> _DATA LINES_:
════
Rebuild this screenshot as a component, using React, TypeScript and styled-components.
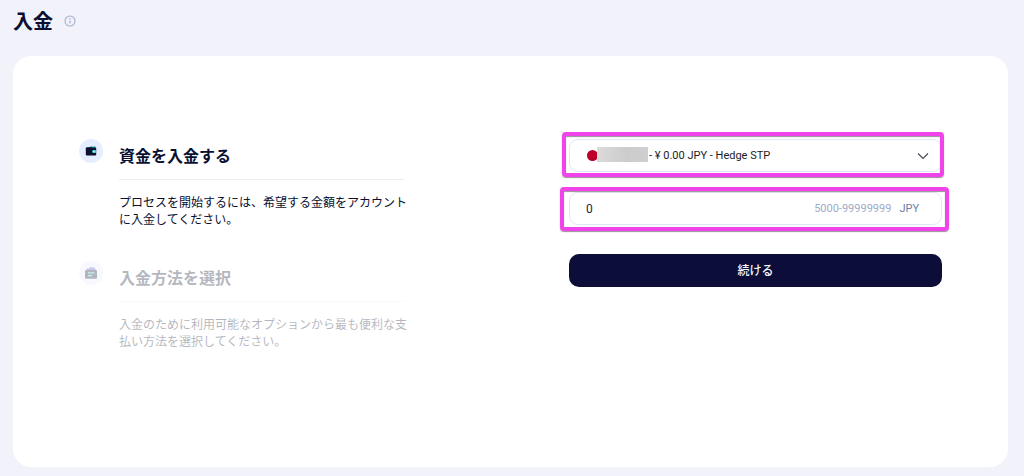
import React from "react";
import styled, { createGlobalStyle } from "styled-components";

const GlobalStyle = createGlobalStyle`
  *, *::before, *::after { box-sizing: border-box; }
  body {
    margin: 0;
    background: #f2f2fb;
    color: #0b1030;
    font-family: "Noto Sans CJK JP", sans-serif;
  }
  h1, h2, p { margin: 0; }
`;

const latin = `Roboto, "Noto Sans CJK JP", sans-serif`;

const Page = styled.div`
  display: flex;
  flex-direction: column;
  min-height: 100vh;
  padding: 0 16px 9px 13px;
`;

const Header = styled.header`
  display: flex;
  align-items: center;
  gap: 11px;
  height: 42px;
  margin-bottom: 14px;
`;

const Title = styled.h1`
  font-size: 20px;
  line-height: 28px;
  font-weight: 700;
`;

const InfoButton = styled.button`
  display: flex;
  padding: 0;
  border: 0;
  background: none;
  color: #a3aecb;
`;

const Card = styled.main`
  flex: 1;
  display: grid;
  grid-template-columns: 325fr 373fr;
  column-gap: 165px;
  align-items: start;
  padding: 83px 66px 66px;
  border-radius: 18px;
  background: #fff;
`;

const Steps = styled.div`
  display: flex;
  flex-direction: column;
  gap: 34px;
`;

const StepRow = styled.section<{ $muted?: boolean }>`
  display: grid;
  grid-template-columns: 24px minmax(0, 1fr);
  column-gap: 16px;
  opacity: ${(p) => (p.$muted ? 0.3 : 1)};
`;

const StepIcon = styled.span`
  display: flex;
  align-items: center;
  justify-content: center;
  width: 24px;
  height: 24px;
  border-radius: 50%;
  background: #e6edff;
`;

const StepTitle = styled.h2`
  padding: 4px 0 12px;
  border-bottom: 1px solid #ededf0;
  font-size: 16px;
  line-height: 24px;
  font-weight: 700;
`;

const StepText = styled.p`
  margin-top: 13px;
  font-size: 12px;
  line-height: 17px;
  white-space: nowrap;
`;

const Form = styled.form`
  display: flex;
  flex-direction: column;
  gap: 20px;
`;

const Field = styled.div<{ $mark: string }>`
  position: relative;
  display: flex;
  align-items: center;
  height: 33px;
  padding: 0 18px 0 16px;
  border: 1px solid #e0e7f8;
  border-radius: 9px;
  font-family: ${latin};
  font-size: 11px;

  &::after {
    content: "";
    position: absolute;
    inset: ${(p) => p.$mark};
    border: 4px solid #f043ea;
    border-radius: 4px;
    box-shadow: 0 1px 1px #9a8f9a, inset 0 1px 1px #9a8f9a;
    pointer-events: none;
  }
`;

const Flag = styled.span`
  flex: none;
  width: 11px;
  height: 11px;
  margin-left: 1px;
  border-radius: 50%;
  background: #bd0029;
`;

const Redacted = styled.span`
  flex: none;
  width: 51px;
  height: 15px;
  margin: 0 1px 2px -1px;
  background: linear-gradient(90deg, #dcdadb, #cccccc 60%, #cfcfcf);
`;

const AccountSelect = styled.select`
  flex: 1;
  min-width: 0;
  height: 24px;
  padding: 0;
  border: 0;
  outline: 0;
  appearance: none;
  background: none;
  color: #1c1c22;
  font: inherit;
`;

const Chevron = styled.svg`
  flex: none;
  margin-right: -6px;
  pointer-events: none;
`;

const AmountInput = styled.input`
  flex: 1;
  min-width: 0;
  height: 24px;
  padding: 0;
  border: 0;
  outline: 0;
  background: none;
  color: #1b2240;
  font-family: inherit;
  font-size: 12px;
`;

const Limits = styled.span`
  margin-right: 8px;
  color: #a0abc9;
`;

const Currency = styled.span`
  margin-right: 4px;
  color: #6d7ca6;
`;

const Submit = styled.button`
  height: 33px;
  margin-top: 9px;
  padding: 0 16px 3px;
  border: 0;
  border-radius: 10px;
  background: #0c0e39;
  color: #f4f4fa;
  font-family: inherit;
  font-size: 12px;
  font-weight: 500;
`;

const InfoIcon = () => (
  <svg width="12" height="12" viewBox="0 0 12 12" fill="none" stroke="currentColor">
    <circle cx="6" cy="6" r="5" strokeWidth="1.1" />
    <path d="M6 5.4v3.1" strokeWidth="1.2" />
    <circle cx="6" cy="3.7" r=".7" fill="currentColor" stroke="none" />
  </svg>
);

const WalletIcon = () => (
  <svg width="12" height="12" viewBox="0 0 12 12">
    <path d="M1.4 2.6 9.6 1.2a.8.8 0 0 1 1 .8v1.4H1.4z" fill="#2fb9b5" />
    <path d="M1.4 2.5 7 1.6v1.6H1.4z" fill="#0b1030" opacity=".6" />
    <rect x=".8" y="2.5" width="10.4" height="8" rx="1" fill="#0b1030" />
    <rect x="7.2" y="5.1" width="4" height="2.8" rx="1.2" fill="#3fd0c9" />
    <circle cx="8.8" cy="6.5" r=".8" fill="#e6ffff" />
  </svg>
);

const MethodIcon = () => (
  <svg width="14" height="14" viewBox="0 0 14 14">
    <path d="M2.6 5V2.6l1.8-.4.8.6L6.6.6l1.6 1.4L9.8.7l.6 1.7 1.2.2V5z" fill="#4650b8" />
    <rect x="1" y="4" width="12" height="8.8" rx="1.2" fill="#0b1030" />
    <path d="M4 6.9h6.4M4 9.6h4" stroke="#45d0c4" strokeWidth="1.2" />
  </svg>
);

interface StepProps {
  icon: React.ReactNode;
  title: string;
  lines: [string, string];
  muted?: boolean;
}

const Step = ({ icon, title, lines, muted }: StepProps) => (
  <StepRow $muted={muted}>
    <StepIcon>{icon}</StepIcon>
    <div>
      <StepTitle>{title}</StepTitle>
      <StepText>
        {lines[0]}
        <br />
        {lines[1]}
      </StepText>
    </div>
  </StepRow>
);

export default function App() {
  return (
    <>
      <GlobalStyle />
      <Page>
        <Header>
          <Title>入金</Title>
          <InfoButton type="button" aria-label="情報">
            <InfoIcon />
          </InfoButton>
        </Header>
        <Card>
          <Steps>
            <Step
              icon={<WalletIcon />}
              title="資金を入金する"
              lines={["プロセスを開始するには、希望する金額をアカウント", "に入金してください。"]}
            />
            <Step
              muted
              icon={<MethodIcon />}
              title="入金方法を選択"
              lines={["入金のために利用可能なオプションから最も便利な支", "払い方法を選択してください。"]}
            />
          </Steps>
          <Form onSubmit={(e) => e.preventDefault()}>
            <Field $mark="-8px -3px -6px -8px">
              <Flag />
              <Redacted />
              <AccountSelect aria-label="口座">
                <option>- ¥ 0.00 JPY - Hedge STP</option>
              </AccountSelect>
              <Chevron width="12" height="12" viewBox="0 0 12 12" fill="none" stroke="#4a4a55" strokeWidth="1.2">
                <path d="m1 3.5 5 5 5-5" />
              </Chevron>
            </Field>
            <Field $mark="-6px -8px -7px -10px">
              <AmountInput aria-label="金額" inputMode="numeric" defaultValue="0" />
              <Limits>5000-99999999</Limits>
              <Currency>JPY</Currency>
            </Field>
            <Submit type="submit">続ける</Submit>
          </Form>
        </Card>
      </Page>
    </>
  );
}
════
> _EXERCISE_: Without the pictures, copy the material exactly as given.

> _SOLUTION BELOW_:
Rebuild this screenshot as a component, using React, TypeScript and styled-components.
import React from "react";
import styled, { createGlobalStyle } from "styled-components";

const GlobalStyle = createGlobalStyle`
  *, *::before, *::after { box-sizing: border-box; }
  body {
    margin: 0;
    background: #f2f2fb;
    color: #0b1030;
    font-family: "Noto Sans CJK JP", sans-serif;
  }
  h1, h2, p { margin: 0; }
`;

const latin = `Roboto, "Noto Sans CJK JP", sans-serif`;

const Page = styled.div`
  display: flex;
  flex-direction: column;
  min-height: 100vh;
  padding: 0 16px 9px 13px;
`;

const Header = styled.header`
  display: flex;
  align-items: center;
  gap: 11px;
  height: 42px;
  margin-bottom: 14px;
`;

const Title = styled.h1`
  font-size: 20px;
  line-height: 28px;
  font-weight: 700;
`;

const InfoButton = styled.button`
  display: flex;
  padding: 0;
  border: 0;
  background: none;
  color: #a3aecb;
`;

const Card = styled.main`
  flex: 1;
  display: grid;
  grid-template-columns: 325fr 373fr;
  column-gap: 165px;
  align-items: start;
  padding: 83px 66px 66px;
  border-radius: 18px;
  background: #fff;
`;

const Steps = styled.div`
  display: flex;
  flex-direction: column;
  gap: 34px;
`;

const StepRow = styled.section<{ $muted?: boolean }>`
  display: grid;
  grid-template-columns: 24px minmax(0, 1fr);
  column-gap: 16px;
  opacity: ${(p) => (p.$muted ? 0.3 : 1)};
`;

const StepIcon = styled.span`
  display: flex;
  align-items: center;
  justify-content: center;
  width: 24px;
  height: 24px;
  border-radius: 50%;
  background: #e6edff;
`;

const StepTitle = styled.h2`
  padding: 4px 0 12px;
  border-bottom: 1px solid #ededf0;
  font-size: 16px;
  line-height: 24px;
  font-weight: 700;
`;

const StepText = styled.p`
  margin-top: 13px;
  font-size: 12px;
  line-height: 17px;
  white-space: nowrap;
`;

const Form = styled.form`
  display: flex;
  flex-direction: column;
  gap: 20px;
`;

const Field = styled.div<{ $mark: string }>`
  position: relative;
  display: flex;
  align-items: center;
  height: 33px;
  padding: 0 18px 0 16px;
  border: 1px solid #e0e7f8;
  border-radius: 9px;
  font-family: ${latin};
  font-size: 11px;

  &::after {
    content: "";
    position: absolute;
    inset: ${(p) => p.$mark};
    border: 4px solid #f043ea;
    border-radius: 4px;
    box-shadow: 0 1px 1px #9a8f9a, inset 0 1px 1px #9a8f9a;
    pointer-events: none;
  }
`;

const Flag = styled.span`
  flex: none;
  width: 11px;
  height: 11px;
  margin-left: 1px;
  border-radius: 50%;
  background: #bd0029;
`;

const Redacted = styled.span`
  flex: none;
  width: 51px;
  height: 15px;
  margin: 0 1px 2px -1px;
  background: linear-gradient(90deg, #dcdadb, #cccccc 60%, #cfcfcf);
`;

const AccountSelect = styled.select`
  flex: 1;
  min-width: 0;
  height: 24px;
  padding: 0;
  border: 0;
  outline: 0;
  appearance: none;
  background: none;
  color: #1c1c22;
  font: inherit;
`;

const Chevron = styled.svg`
  flex: none;
  margin-right: -6px;
  pointer-events: none;
`;

const AmountInput = styled.input`
  flex: 1;
  min-width: 0;
  height: 24px;
  padding: 0;
  border: 0;
  outline: 0;
  background: none;
  color: #1b2240;
  font-family: inherit;
  font-size: 12px;
`;

const Limits = styled.span`
  margin-right: 8px;
  color: #a0abc9;
`;

const Currency = styled.span`
  margin-right: 4px;
  color: #6d7ca6;
`;

const Submit = styled.button`
  height: 33px;
  margin-top: 9px;
  padding: 0 16px 3px;
  border: 0;
  border-radius: 10px;
  background: #0c0e39;
  color: #f4f4fa;
  font-family: inherit;
  font-size: 12px;
  font-weight: 500;
`;

const InfoIcon = () => (
  <svg width="12" height="12" viewBox="0 0 12 12" fill="none" stroke="currentColor">
    <circle cx="6" cy="6" r="5" strokeWidth="1.1" />
    <path d="M6 5.4v3.1" strokeWidth="1.2" />
    <circle cx="6" cy="3.7" r=".7" fill="currentColor" stroke="none" />
  </svg>
);

const WalletIcon = () => (
  <svg width="12" height="12" viewBox="0 0 12 12">
    <path d="M1.4 2.6 9.6 1.2a.8.8 0 0 1 1 .8v1.4H1.4z" fill="#2fb9b5" />
    <path d="M1.4 2.5 7 1.6v1.6H1.4z" fill="#0b1030" opacity=".6" />
    <rect x=".8" y="2.5" width="10.4" height="8" rx="1" fill="#0b1030" />
    <rect x="7.2" y="5.1" width="4" height="2.8" rx="1.2" fill="#3fd0c9" />
    <circle cx="8.8" cy="6.5" r=".8" fill="#e6ffff" />
  </svg>
);

const MethodIcon = () => (
  <svg width="14" height="14" viewBox="0 0 14 14">
    <path d="M2.6 5V2.6l1.8-.4.8.6L6.6.6l1.6 1.4L9.8.7l.6 1.7 1.2.2V5z" fill="#4650b8" />
    <rect x="1" y="4" width="12" height="8.8" rx="1.2" fill="#0b1030" />
    <path d="M4 6.9h6.4M4 9.6h4" stroke="#45d0c4" strokeWidth="1.2" />
  </svg>
);

interface StepProps {
  icon: React.ReactNode;
  title: string;
  lines: [string, string];
  muted?: boolean;
}

const Step = ({ icon, title, lines, muted }: StepProps) => (
  <StepRow $muted={muted}>
    <StepIcon>{icon}</StepIcon>
    <div>
      <StepTitle>{title}</StepTitle>
      <StepText>
        {lines[0]}
        <br />
        {lines[1]}
      </StepText>
    </div>
  </StepRow>
);

export default function App() {
  return (
    <>
      <GlobalStyle />
      <Page>
        <Header>
          <Title>入金</Title>
          <InfoButton type="button" aria-label="情報">
            <InfoIcon />
          </InfoButton>
        </Header>
        <Card>
          <Steps>
            <Step
              icon={<WalletIcon />}
              title="資金を入金する"
              lines={["プロセスを開始するには、希望する金額をアカウント", "に入金してください。"]}
            />
            <Step
              muted
              icon={<MethodIcon />}
              title="入金方法を選択"
              lines={["入金のために利用可能なオプションから最も便利な支", "払い方法を選択してください。"]}
            />
          </Steps>
          <Form onSubmit={(e) => e.preventDefault()}>
            <Field $mark="-8px -3px -6px -8px">
              <Flag />
              <Redacted />
              <AccountSelect aria-label="口座">
                <option>- ¥ 0.00 JPY - Hedge STP</option>
              </AccountSelect>
              <Chevron width="12" height="12" viewBox="0 0 12 12" fill="none" stroke="#4a4a55" strokeWidth="1.2">
                <path d="m1 3.5 5 5 5-5" />
              </Chevron>
            </Field>
            <Field $mark="-6px -8px -7px -10px">
              <AmountInput aria-label="金額" inputMode="numeric" defaultValue="0" />
              <Limits>5000-99999999</Limits>
              <Currency>JPY</Currency>
            </Field>
            <Submit type="submit">続ける</Submit>
          </Form>
        </Card>
      </Page>
    </>
  );
}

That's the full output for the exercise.